[Start Data shown]

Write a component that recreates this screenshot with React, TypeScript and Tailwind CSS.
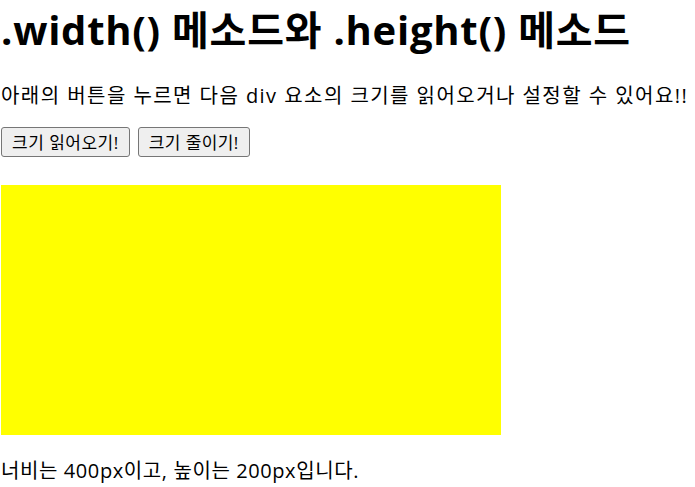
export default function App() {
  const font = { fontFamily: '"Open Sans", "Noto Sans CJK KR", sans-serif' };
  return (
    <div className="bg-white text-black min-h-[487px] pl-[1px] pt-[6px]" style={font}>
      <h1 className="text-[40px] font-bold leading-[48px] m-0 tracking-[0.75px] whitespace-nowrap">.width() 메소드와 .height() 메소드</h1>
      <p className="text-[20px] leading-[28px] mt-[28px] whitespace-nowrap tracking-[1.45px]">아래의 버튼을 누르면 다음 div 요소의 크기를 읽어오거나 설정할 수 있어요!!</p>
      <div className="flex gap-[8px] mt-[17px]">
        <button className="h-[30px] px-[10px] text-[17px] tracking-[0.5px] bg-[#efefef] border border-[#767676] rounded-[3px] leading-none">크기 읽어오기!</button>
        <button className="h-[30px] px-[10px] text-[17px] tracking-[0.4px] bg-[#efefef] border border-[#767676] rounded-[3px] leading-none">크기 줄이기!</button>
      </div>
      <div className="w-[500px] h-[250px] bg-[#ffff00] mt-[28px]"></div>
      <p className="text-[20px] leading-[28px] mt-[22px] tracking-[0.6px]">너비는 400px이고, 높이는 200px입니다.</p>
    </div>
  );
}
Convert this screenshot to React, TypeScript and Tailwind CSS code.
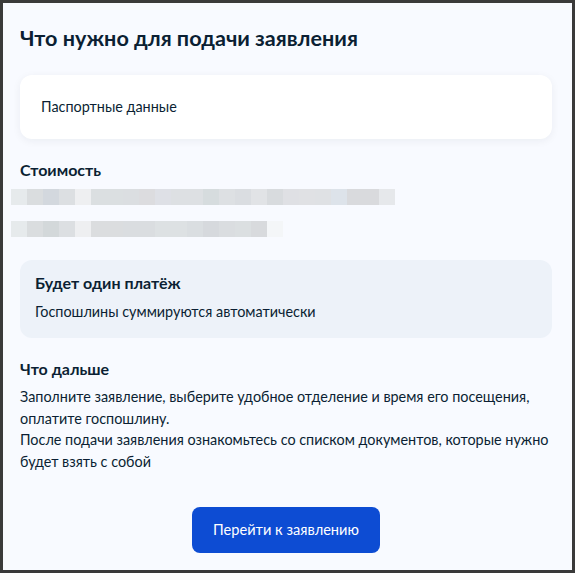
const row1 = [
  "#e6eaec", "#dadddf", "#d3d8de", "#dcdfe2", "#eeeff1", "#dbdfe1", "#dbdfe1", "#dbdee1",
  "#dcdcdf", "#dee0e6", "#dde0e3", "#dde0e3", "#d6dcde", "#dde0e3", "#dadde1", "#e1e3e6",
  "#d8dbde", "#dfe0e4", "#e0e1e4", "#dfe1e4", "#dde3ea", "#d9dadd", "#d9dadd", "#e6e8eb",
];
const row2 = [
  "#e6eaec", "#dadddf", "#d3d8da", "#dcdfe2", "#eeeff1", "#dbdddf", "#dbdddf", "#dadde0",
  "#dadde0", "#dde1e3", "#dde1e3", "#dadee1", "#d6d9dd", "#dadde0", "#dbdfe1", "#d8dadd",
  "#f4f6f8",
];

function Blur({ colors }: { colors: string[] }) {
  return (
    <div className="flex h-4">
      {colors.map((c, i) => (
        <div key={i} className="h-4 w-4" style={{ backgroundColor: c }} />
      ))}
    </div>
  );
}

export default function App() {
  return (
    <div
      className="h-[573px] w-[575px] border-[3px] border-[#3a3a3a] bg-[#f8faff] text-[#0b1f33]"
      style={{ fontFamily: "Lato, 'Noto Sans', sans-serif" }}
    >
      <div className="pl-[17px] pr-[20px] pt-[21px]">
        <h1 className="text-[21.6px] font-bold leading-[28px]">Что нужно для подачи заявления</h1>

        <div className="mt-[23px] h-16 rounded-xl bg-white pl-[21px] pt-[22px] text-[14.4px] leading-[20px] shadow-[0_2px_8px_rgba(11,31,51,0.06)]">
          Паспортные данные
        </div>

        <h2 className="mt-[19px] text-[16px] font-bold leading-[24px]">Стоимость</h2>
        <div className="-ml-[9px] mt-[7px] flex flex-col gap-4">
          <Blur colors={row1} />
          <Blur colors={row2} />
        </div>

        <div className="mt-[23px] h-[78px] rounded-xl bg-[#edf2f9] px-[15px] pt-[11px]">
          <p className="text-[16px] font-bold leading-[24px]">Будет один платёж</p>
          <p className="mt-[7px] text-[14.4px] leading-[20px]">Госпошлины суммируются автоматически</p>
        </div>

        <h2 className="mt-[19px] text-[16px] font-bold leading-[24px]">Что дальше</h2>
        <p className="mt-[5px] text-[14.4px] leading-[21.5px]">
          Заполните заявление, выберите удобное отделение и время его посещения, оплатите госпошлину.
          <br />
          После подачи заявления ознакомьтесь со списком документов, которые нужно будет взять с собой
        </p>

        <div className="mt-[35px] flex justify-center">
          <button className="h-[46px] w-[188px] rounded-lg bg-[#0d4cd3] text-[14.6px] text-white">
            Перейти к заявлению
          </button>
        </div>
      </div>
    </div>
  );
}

[End Data shown]

# [Directions for this task]
The listing above must be printed again exactly, minus its pictures.

# [Output for this task]
Write a component that recreates this screenshot with React, TypeScript and Tailwind CSS.
export default function App() {
  const font = { fontFamily: '"Open Sans", "Noto Sans CJK KR", sans-serif' };
  return (
    <div className="bg-white text-black min-h-[487px] pl-[1px] pt-[6px]" style={font}>
      <h1 className="text-[40px] font-bold leading-[48px] m-0 tracking-[0.75px] whitespace-nowrap">.width() 메소드와 .height() 메소드</h1>
      <p className="text-[20px] leading-[28px] mt-[28px] whitespace-nowrap tracking-[1.45px]">아래의 버튼을 누르면 다음 div 요소의 크기를 읽어오거나 설정할 수 있어요!!</p>
      <div className="flex gap-[8px] mt-[17px]">
        <button className="h-[30px] px-[10px] text-[17px] tracking-[0.5px] bg-[#efefef] border border-[#767676] rounded-[3px] leading-none">크기 읽어오기!</button>
        <button className="h-[30px] px-[10px] text-[17px] tracking-[0.4px] bg-[#efefef] border border-[#767676] rounded-[3px] leading-none">크기 줄이기!</button>
      </div>
      <div className="w-[500px] h-[250px] bg-[#ffff00] mt-[28px]"></div>
      <p className="text-[20px] leading-[28px] mt-[22px] tracking-[0.6px]">너비는 400px이고, 높이는 200px입니다.</p>
    </div>
  );
}
Convert this screenshot to React, TypeScript and Tailwind CSS code.
const row1 = [
  "#e6eaec", "#dadddf", "#d3d8de", "#dcdfe2", "#eeeff1", "#dbdfe1", "#dbdfe1", "#dbdee1",
  "#dcdcdf", "#dee0e6", "#dde0e3", "#dde0e3", "#d6dcde", "#dde0e3", "#dadde1", "#e1e3e6",
  "#d8dbde", "#dfe0e4", "#e0e1e4", "#dfe1e4", "#dde3ea", "#d9dadd", "#d9dadd", "#e6e8eb",
];
const row2 = [
  "#e6eaec", "#dadddf", "#d3d8da", "#dcdfe2", "#eeeff1", "#dbdddf", "#dbdddf", "#dadde0",
  "#dadde0", "#dde1e3", "#dde1e3", "#dadee1", "#d6d9dd", "#dadde0", "#dbdfe1", "#d8dadd",
  "#f4f6f8",
];

function Blur({ colors }: { colors: string[] }) {
  return (
    <div className="flex h-4">
      {colors.map((c, i) => (
        <div key={i} className="h-4 w-4" style={{ backgroundColor: c }} />
      ))}
    </div>
  );
}

export default function App() {
  return (
    <div
      className="h-[573px] w-[575px] border-[3px] border-[#3a3a3a] bg-[#f8faff] text-[#0b1f33]"
      style={{ fontFamily: "Lato, 'Noto Sans', sans-serif" }}
    >
      <div className="pl-[17px] pr-[20px] pt-[21px]">
        <h1 className="text-[21.6px] font-bold leading-[28px]">Что нужно для подачи заявления</h1>

        <div className="mt-[23px] h-16 rounded-xl bg-white pl-[21px] pt-[22px] text-[14.4px] leading-[20px] shadow-[0_2px_8px_rgba(11,31,51,0.06)]">
          Паспортные данные
        </div>

        <h2 className="mt-[19px] text-[16px] font-bold leading-[24px]">Стоимость</h2>
        <div className="-ml-[9px] mt-[7px] flex flex-col gap-4">
          <Blur colors={row1} />
          <Blur colors={row2} />
        </div>

        <div className="mt-[23px] h-[78px] rounded-xl bg-[#edf2f9] px-[15px] pt-[11px]">
          <p className="text-[16px] font-bold leading-[24px]">Будет один платёж</p>
          <p className="mt-[7px] text-[14.4px] leading-[20px]">Госпошлины суммируются автоматически</p>
        </div>

        <h2 className="mt-[19px] text-[16px] font-bold leading-[24px]">Что дальше</h2>
        <p className="mt-[5px] text-[14.4px] leading-[21.5px]">
          Заполните заявление, выберите удобное отделение и время его посещения, оплатите госпошлину.
          <br />
          После подачи заявления ознакомьтесь со списком документов, которые нужно будет взять с собой
        </p>

        <div className="mt-[35px] flex justify-center">
          <button className="h-[46px] w-[188px] rounded-lg bg-[#0d4cd3] text-[14.6px] text-white">
            Перейти к заявлению
          </button>
        </div>
      </div>
    </div>
  );
}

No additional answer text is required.